The office is too far for me to easily try a different machine down
there. Because the problems are reproducible, it doesn't sound like
hardware or bandwidth - even if pptp gave you options to set.
Gary Dale

2007-05-24, 1:14 am

> The Linux version of telnet has an option (-8) to specify eight-bit
> cleanness. Perhaps the Windows telnet utilities have something similar.
>
> I'm thinking that some data flowing over the connection gets interpreted
> as Control-S or something similar, and that suspends activity. The
> Windows equivalent of the -8 option might fix it.
>
> How much flexibility do you have to troubleshoot this (rhetorical)? When
> you troubleshoot, you change as many things as you can in order to find
> out where the problem is.
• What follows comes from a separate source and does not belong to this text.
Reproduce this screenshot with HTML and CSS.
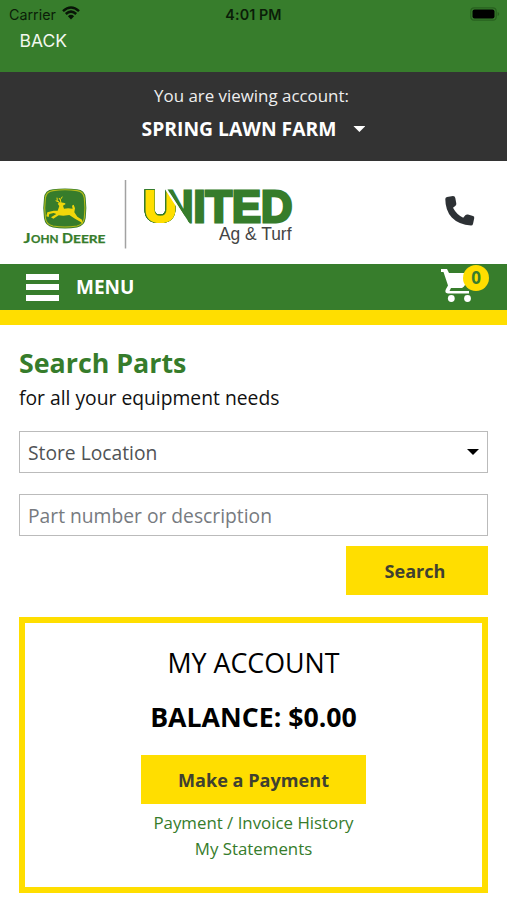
FILE: index.html
```html
<!DOCTYPE html>
<html lang="en">
<head>
<meta charset="utf-8">
<meta name="viewport" content="width=device-width, initial-scale=1">
<title>United Ag &amp; Turf</title>
<link rel="stylesheet" href="styles.css">
</head>
<body>
<div class="app-bar">
  <div class="status">
    <div class="carrier"><span>Carrier</span>
      <svg class="wifi" viewBox="0 0 18 14"><path d="M1 5.2Q9-2.2 17 5.2M3.8 8Q9 3.2 14.2 8" fill="none" stroke="#081507" stroke-width="2.5"/><path d="M5.9 10.2Q9 7.5 12.1 10.2L9 13.5Z" fill="#081507"/></svg>
    </div>
    <span class="time">4:01 PM</span>
    <svg class="battery" viewBox="0 0 30 14"><rect x=".8" y=".8" width="25.4" height="12.4" rx="3.5" fill="none" stroke="#28611f" stroke-width="1.2"/><rect x="2.5" y="2.5" width="22" height="9" rx="2" fill="#000"/><path d="M27.6 5v4q1.6-.5 1.6-2t-1.6-2" fill="#28611f"/></svg>
  </div>
  <a class="back">BACK</a>
</div>
<div class="account-bar">
  <div class="viewing">You are viewing account:</div>
  <div class="account-name"><span>SPRING LAWN FARM</span><i class="caret"></i></div>
</div>
<header class="brand">
  <svg class="logos" viewBox="20 175 280 75">
    <defs>
      <clipPath id="u-side"><path d="M140 180H160L164.500 188.500 179 211V230H140Z"/></clipPath>
      <clipPath id="n-side"><path d="M167 180V188.500L190 224V230H300V180Z"/></clipPath>
    </defs>
    <path d="M53 189.200Q65 187.600 77 189.200Q85 190 85.700 198Q87 208 85.700 218Q84.700 226 77 227.500Q65 229.600 53 227.500Q45 226 44 218Q42.500 208 44 198Q44.700 190 53 189.200Z" fill="#367c2b"/>
    <path d="M53 190.600Q65 188.900 77 190.600Q83.700 191.500 84.300 198Q85.600 208 84.300 218Q83.500 224.400 77 226Q65 228 53 226Q46.200 224.500 45.400 218Q44 208 45.400 198Q46 191.600 53 190.600Z" fill="#367c2b" stroke="#b5bd1c" stroke-width="1.100"/>
    <g transform="translate(10 170) scale(.33333)">
      <path d="M143 101L150 97 164 99 167 102 159 107 162 116Q174 113 188 116L186 107 191 104 195 115 193 127 202 140 216 149 219 161 211 155 195 146 178 135 160 137 146 136 130 146 123 142 139 132 131 129 118 132 116 141 109 139 112 127 131 122 143 122 148 108Z" fill="#f0d70a"/>
      <path d="M151 101L142 92 141 83M147 96L137 92M153 99L151 89 157 80M151 90L147 84" fill="none" stroke="#f0d70a" stroke-width="3"/>
    </g>
    <g class="deere"><text x="23.500" y="243" font-size="12.800" textLength="7" lengthAdjust="spacingAndGlyphs">J</text><text x="31" y="243" font-size="10.800" textLength="27.500" lengthAdjust="spacingAndGlyphs">OHN</text><text x="62" y="243" font-size="12.800" textLength="11" lengthAdjust="spacingAndGlyphs">D</text><text x="73" y="243" font-size="10.800" textLength="32.500" lengthAdjust="spacingAndGlyphs">EERE</text></g>
    <path d="M125.500 180V248.500" stroke="#a2a2a2" stroke-width="1.500"/>
    <g class="united">
      <g clip-path="url(#u-side)"><text class="u" x="144" y="222" font-size="44" textLength="33" lengthAdjust="spacingAndGlyphs">U</text></g>
      <g clip-path="url(#n-side)"><text x="162" y="221.800" font-size="44" textLength="130.500" lengthAdjust="spacingAndGlyphs">NITED</text></g>
    </g>
    <text class="turf" x="219" y="239.500" font-size="18.500" textLength="72.500" lengthAdjust="spacingAndGlyphs">Ag &amp; Turf</text>
  </svg>
  <svg class="phone" viewBox="0 0 30 30"><path d="M2 1L8 0Q10 0 10.300 2L11.300 7.500Q11.500 9 10.200 10L8 11.700Q11.400 18.300 18.200 21.800L20.300 19.300Q21.400 18.100 23 18.500L28 20Q29.700 20.600 29.200 22.300L28 28Q27.600 29.500 26 29.500Q14 29 6.800 21.600Q.3 14.500 .3 3Q.3 1.500 2 1Z" fill="#2d3135"/></svg>
</header>
<nav class="nav">
  <div class="burger"><i></i><i></i><i></i></div>
  <span class="menu">MENU</span>
  <div class="cart">
    <svg viewBox="0 0 34 34"><path d="M0 0H6L8 4H29L24 16Q23 18 21 19H10L8.500 22H28V24.500H7Q3 24 5 20L7 16.500 2.500 3H0Z" fill="#fff"/><circle cx="10.300" cy="29.500" r="3.400" fill="#fff"/><circle cx="26.500" cy="29.500" r="3.400" fill="#fff"/></svg>
    <span class="badge">0</span>
  </div>
</nav>
<main>
  <h1>Search Parts</h1>
  <p class="sub">for all your equipment needs</p>
  <div class="field select"><span>Store Location</span><i class="caret"></i></div>
  <div class="field placeholder"><span>Part number or description</span></div>
  <a class="button search"><span>Search</span></a>
  <section class="account">
    <h2>MY ACCOUNT</h2>
    <h3>BALANCE: $0.00</h3>
    <a class="button pay"><span>Make a Payment</span></a>
    <a class="link history">Payment / Invoice History</a>
    <a class="link">My Statements</a>
  </section>
</main>
</body>
</html>
```
FILE: styles.css
```css
* { box-sizing: border-box; }
body { margin: 0; background: #fff; font-family: "Open Sans", "Noto Sans", sans-serif; color: #111; height: 900px; overflow: hidden; }
h1, h2, h3, p { margin: 0; }
svg, i { display: block; flex-shrink: 0; }
.app-bar { height: 72px; background: #377d2c; font-family: Inter, sans-serif; }
.status { height: 28px; padding: 0 7px 0 9px; display: grid; grid-template-columns: 1fr auto 1fr; align-items: center; color: #0b1d08; font-size: 14.300px; }
.carrier { display: flex; align-items: center; gap: 6px; }
.wifi { width: 18px; height: 14px; margin-top: -2px; }
.time { font-weight: 600; margin-right: 2px; letter-spacing: .1px; }
.battery { width: 30px; height: 14px; justify-self: end; margin-top: -1px; }
.back { display: block; padding-left: 19.500px; color: #f2f8ef; font-size: 17.500px; line-height: 26px; }
.account-bar { height: 89px; padding-top: 11px; background: #333; color: #fff; text-align: center; }
.viewing { font-size: 16.900px; line-height: 26px; margin-right: 4px; color: #eee; }
.account-name { display: flex; justify-content: center; align-items: center; gap: 17px; font-size: 19.300px; font-weight: 700; line-height: 26px; margin-top: 7px; }
.caret { width: 12px; height: 6px; background: currentColor; clip-path: polygon(0 0, 100% 0, 50% 100%); }
.brand { height: 103px; display: flex; justify-content: space-between; align-items: flex-start; padding: 14px 32px 0 20px; }
.logos { width: 280px; height: 75px; overflow: visible; }
.deere { fill: #367c2b; font-family: Lato, sans-serif; font-weight: 700; stroke: #367c2b; stroke-width: .25; }
.united { fill: #367c2b; font-family: "Liberation Sans", sans-serif; font-weight: 700; stroke: #367c2b; stroke-width: 2.800; }
.u { fill: #ffde00; stroke: #ffde00; stroke-width: 2.200; filter: drop-shadow(.6px 0 0 #367c2b) drop-shadow(-.6px 0 0 #367c2b) drop-shadow(0 .6px 0 #367c2b) drop-shadow(0 -.6px 0 #367c2b); }
.turf { fill: #444; font-family: "Liberation Sans", sans-serif; }
.phone { width: 30px; height: 30px; margin-top: 21px; }
.nav { height: 61px; background: #377d2c; border-bottom: 15px solid #ffde00; display: flex; align-items: center; padding: 0 18px 0 26px; }
.burger { width: 33px; height: 27px; display: flex; flex-direction: column; justify-content: space-between; }
.burger i { height: 6px; background: #fff; }
.menu { font-size: 19px; font-weight: 700; color: #fff; margin-left: 17px; }
.cart { position: relative; width: 48px; height: 36px; margin-left: auto; }
.cart svg { width: 34px; height: 34px; margin-top: 0; }
.badge { position: absolute; right: 0; top: -4px; width: 26px; height: 26px; border-radius: 50%; background: #ffde00; color: #377d2c; font-size: 17px; font-weight: 700; line-height: 26px; text-align: center; }
main { padding: 20px 19px 0; }
h1 { color: #367c2b; font-size: 26.800px; line-height: 36px; }
.sub { font-size: 19.300px; line-height: 28px; margin-top: 3px; }
.field { height: 42px; border: 1px solid #bbb; display: flex; align-items: center; padding: 0 8px; font-size: 19.250px; color: #505356; }
.select { margin-top: 19px; justify-content: space-between; }
.select .caret { color: #000; }
.placeholder { margin-top: 21px; color: #777b7f; }
.button { display: flex; align-items: center; justify-content: center; height: 49px; background: #ffde00; color: #3f4130; font-weight: 700; font-size: 18.100px; }
.search { width: 142px; margin: 10px 0 0 auto; padding-right: 4px; }
.account { margin-top: 22px; height: 276px; border: 6px solid #ffde00; padding-top: 22px; display: flex; flex-direction: column; align-items: center; color: #000; }
h2 { font-size: 26.800px; font-weight: 400; line-height: 36px; }
h3 { font-size: 26.700px; line-height: 36px; margin-top: 18px; }
.pay { width: 225px; margin-top: 20px; }
.link { color: #367c2b; font-size: 16.850px; line-height: 26px; }
.history { margin-top: 6px; }
```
So you might use a different computer, change
> every connection configuration option you are able to modify, exchange
> the cables, raise and lower bandwidth-capping limits, connect to
> different servers, and experiment with different protocols (just to see
> if the problem exists with them also).
>


I did manage to work with a local telnet connection (from a Windows
computer through a network switch to the server) and things worked OK.
However, when I try to connect through a PPTP connection, I get the
problems.

I'm pretty sure that the sessions are actually stopping because whatever
work I was doing at the time doesn't complete.
Mumia W.

2007-05-24, 1:14 am

On 05/23/2007 09:31 PM, Gary Dale wrote:
> Mumia W. wrote:
>
> I did manage to work with a local telnet connection (from a Windows
> computer through a network switch to the server) and things worked OK.
> However, when I try to connect through a PPTP connection, I get the
> problems.
>
> I'm pretty sure that the sessions are actually stopping because whatever
> work I was doing at the time doesn't complete.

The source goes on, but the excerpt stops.